WHEN Ciaran McKenna replaced Kevin Holt just 10 minutes into Partick Thistle’s 6-1 trouncing of Accies in Hamilton last month, he had no shortage of motivation.
After finding himself in and out of the starting line-up this season, the defender clambered off the bench after Holt sustained a head knock just as the Jags had taken an early lead.
McKenna knew that a strong performance would underline his credentials for a place in Ian McCall’s starting XI and coming up against a previous employer – one that he left in 2020 with just four first-team appearances to his name after feeling he didn’t get the game-time he deserved – provided plenty of fuel for the fire.
It would prove to be a memorable night for McKenna as his side ran out 6-1 winners over his previous club. And with the two sides set to renew hostilities this afternoon at Firhill, the 23-year-old expects a reaction from Stuart Taylor’s team.
“I mean, absolutely [we’re expecting a reaction],” he said. “I think every game is going to be tough and tight and I don’t think you get anything easy in this league. And I think you’re right, that the fact that we beat them 6-1 last time at their place, we’re expecting this game to be a tough game.

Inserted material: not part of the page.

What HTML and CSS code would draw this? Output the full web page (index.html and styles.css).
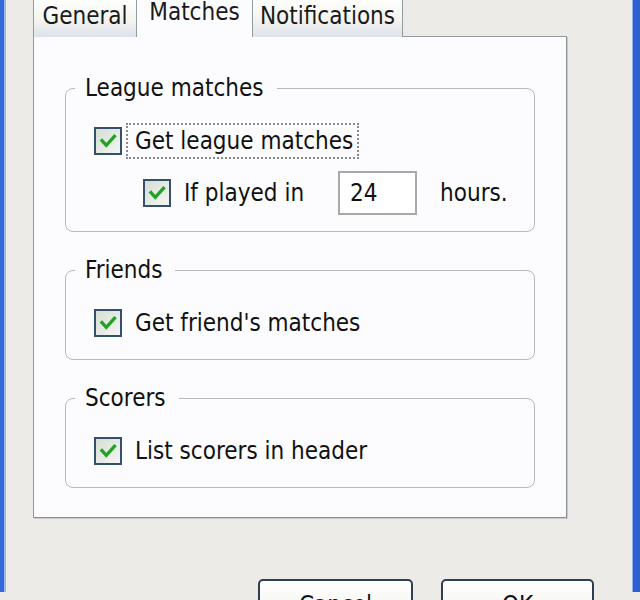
FILE: index.html
```html
<!DOCTYPE html>
<html lang="en">
<head>
    <meta charset="UTF-8">
    <meta name="viewport" content="width=device-width, initial-scale=1.0">
    <title>Options</title>
    <link rel="stylesheet" href="styles.css">
</head>
<body>
    <div class="window">
        <div class="dialog">
            <div class="tabs">
                <div class="tab">General</div>
                <div class="tab tab-active">Matches</div>
                <div class="tab">Notifications</div>
            </div>

            <div class="panel">
                <fieldset class="group">
                    <legend>League matches</legend>
                    <label class="row">
                        <span class="box"><svg viewBox="0 0 28 28"><path d="M7 13.5 L12 19 L21.5 8.5"/></svg></span>
                        <span class="text focus">Get league matches</span>
                    </label>
                    <div class="row row-sub">
                        <span class="box"><svg viewBox="0 0 28 28"><path d="M7 13.5 L12 19 L21.5 8.5"/></svg></span>
                        <span class="text">If played in</span>
                        <input class="hours" type="text" value="24">
                        <span class="unit">hours.</span>
                    </div>
                </fieldset>

                <fieldset class="group">
                    <legend>Friends</legend>
                    <label class="row">
                        <span class="box"><svg viewBox="0 0 28 28"><path d="M7 13.5 L12 19 L21.5 8.5"/></svg></span>
                        <span class="text">Get friend's matches</span>
                    </label>
                </fieldset>

                <fieldset class="group">
                    <legend>Scorers</legend>
                    <label class="row">
                        <span class="box"><svg viewBox="0 0 28 28"><path d="M7 13.5 L12 19 L21.5 8.5"/></svg></span>
                        <span class="text">List scorers in header</span>
                    </label>
                </fieldset>
            </div>

            <div class="buttons">
                <button class="btn btn-cancel">Cancel</button>
                <button class="btn btn-ok">OK</button>
            </div>
        </div>
    </div>
</body>
</html>
```

FILE: styles.css
```css
body {
    margin: 0;
    height: 600px;
    overflow: hidden;
    background-color: #ecebe8;
    font-family: "DejaVu Sans Condensed", "DejaVu Sans", sans-serif;
    font-size: 24px;
    color: #111;
}

.window {
    height: 600px;
    border-left: 4px solid #3768d8;
    border-right: 7px solid #2e60d0;
    box-shadow: inset 2px 0 0 #9db8ee, inset -1px 0 0 #8fb0ea;
    background-color: #ecebe8;
}

.dialog {
    padding-left: 29px;
    width: 534px;
}

/* tab strip */
.tabs {
    display: flex;
    align-items: flex-end;
    height: 45px;
    margin-top: -8px;
    position: relative;
    z-index: 1;
}

.tab {
    box-sizing: border-box;
    height: 41px;
    padding: 0 0 3px;
    display: flex;
    align-items: center;
    justify-content: center;
    border: 1px solid #919b9c;
    border-bottom: none;
    border-radius: 4px 4px 0 0;
    background: linear-gradient(#ffffff, #f3f3ef 60%, #dde2ec);
    color: #1a1a1a;
}

.tab:nth-child(1) {
    width: 104px;
}

.tab:nth-child(3) {
    width: 151px;
}

.tab-active {
    width: 117px;
    height: 46px;
    margin: 0 -1px 0 -1px;
    padding-bottom: 6px;
    background: #fcfcfe;
    box-shadow: inset 0 2px 0 #fbe6a6;
    position: relative;
    z-index: 2;
}

/* tab page */
.panel {
    box-sizing: border-box;
    height: 482px;
    margin-top: -1px;
    padding: 36px 31px 0;
    border: 1px solid #919b9c;
    border-right-color: #8a9293;
    border-bottom-color: #8a9293;
    box-shadow: 1px 1px 0 #c9c9c4;
    background-color: #fcfcfe;
}

.group {
    margin: 0 0 23px;
    padding: 18px 0 16px;
    border: 1px solid #b9b9b6;
    border-radius: 8px;
}

.group legend {
    margin-left: 9px;
    padding: 0 13px 0 10px;
    line-height: 30px;
}

.row {
    display: flex;
    align-items: center;
    height: 40px;
    margin-left: 28px;
}

.row-sub {
    height: 44px;
    margin: 10px 0 0 77px;
}

.box {
    box-sizing: border-box;
    width: 28px;
    height: 28px;
    border: 2px solid #34506b;
    background: linear-gradient(135deg, #d6ddd3, #f4f6f3);
    flex-shrink: 0;
}

.box svg {
    display: block;
    width: 24px;
    height: 24px;
}

.box path {
    fill: none;
    stroke: #22a124;
    stroke-width: 3.8;
    stroke-linecap: square;
}

.text {
    margin-left: 4px;
    padding: 0 4px 0 7px;
    line-height: 32px;
    border: 2px dotted transparent;
}

.text.focus {
    border-color: #8a8a8a;
}

.hours {
    box-sizing: border-box;
    width: 79px;
    height: 44px;
    margin-left: 28px;
    padding: 0 10px;
    border: 2px solid #a8aaa8;
    background: #fff;
    font: inherit;
    color: #111;
}

.unit {
    margin-left: 23px;
}

/* dialog buttons */
.buttons {
    display: flex;
    justify-content: flex-end;
    gap: 28px;
    padding-top: 61px;
    width: 590px;
    margin-left: -29px;
}

.btn {
    box-sizing: border-box;
    width: 155px;
    height: 52px;
    border: 2px solid #2f3f52;
    border-radius: 5px;
    background: linear-gradient(#ffffff, #f2f2ee 70%, #dcdcd4);
    font: inherit;
    color: #111;
}

.btn-ok {
    width: 153px;
}
```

“But we just need to keep on doing what we’re doing, we’re on a good run of form, we have been good solid defensively, we have showed we can score a lot of goals on our day so we got into this weekend with a lot of confidence but also you try to balance that with a bit of humility and you don’t forget the things that are getting you those results, you just keep trying to do that.”
McKenna adds that as the goals were flying in in the reverse fixture at the start of last month, he didn’t feel a sense of schadenfreude at getting one over a team where his talents weren’t recognised to the extent he would have liked. Instead, he insists, the overriding feeling was one of relief.
“I think you just start really enjoying it, I think as you would expect,” he explained. “After maybe three or four goals you start to feel a bit of relief. Because so many times games, most games are tight so you don’t really feel you can relax ever, if you’re one goal or two goals up or drawing you’re always in the game, you’re really feeling focused.
“I think when you’ve managed to get a little bit of a lead, you just feel a little bit relieved and you start enjoying it more and I think it really helps when we were shooting into the goal with the Thistle support behind the goal and every time we scored they just erupted.
“That’s the moments in football that you play for, that’s the moments in football you love and you see all the fans going crazy and the whole team is going and celebrating in front of them. You just want to keep trying to recreate that moment, I think that is how all the boys felt, we just wanted to keep driving on.
“From our point of view it is brilliant, and you don't get many games like that so when you do, you just try to enjoy it as much as possible.”
After recording six clean sheets in their last seven league outings – David Moyo’s late consolation goal for Accies is the only goal Thistle have shipped in that period – McKenna says the Jags are taking confidence in their newfound resilience at the back.
Five consecutive clean sheets is a record that any defence at any level of the sport would be proud of but McKenna is keen to point out that every member of the team deserves credit for tightening things up at the back.
He said: “Obviously the back four and the goalkeeper get a lot of credit for that but it’s the whole team, just the way we work as a team. The strikers up front put in a shift pressing the ball and a lot of the times that stops a lot of the attacks before they even get started.
“Of course, the back four and the goalkeeper get a lot of credit for that but I think you need to credit the whole team and it's something that the whole team prides itself on, not just the defenders.”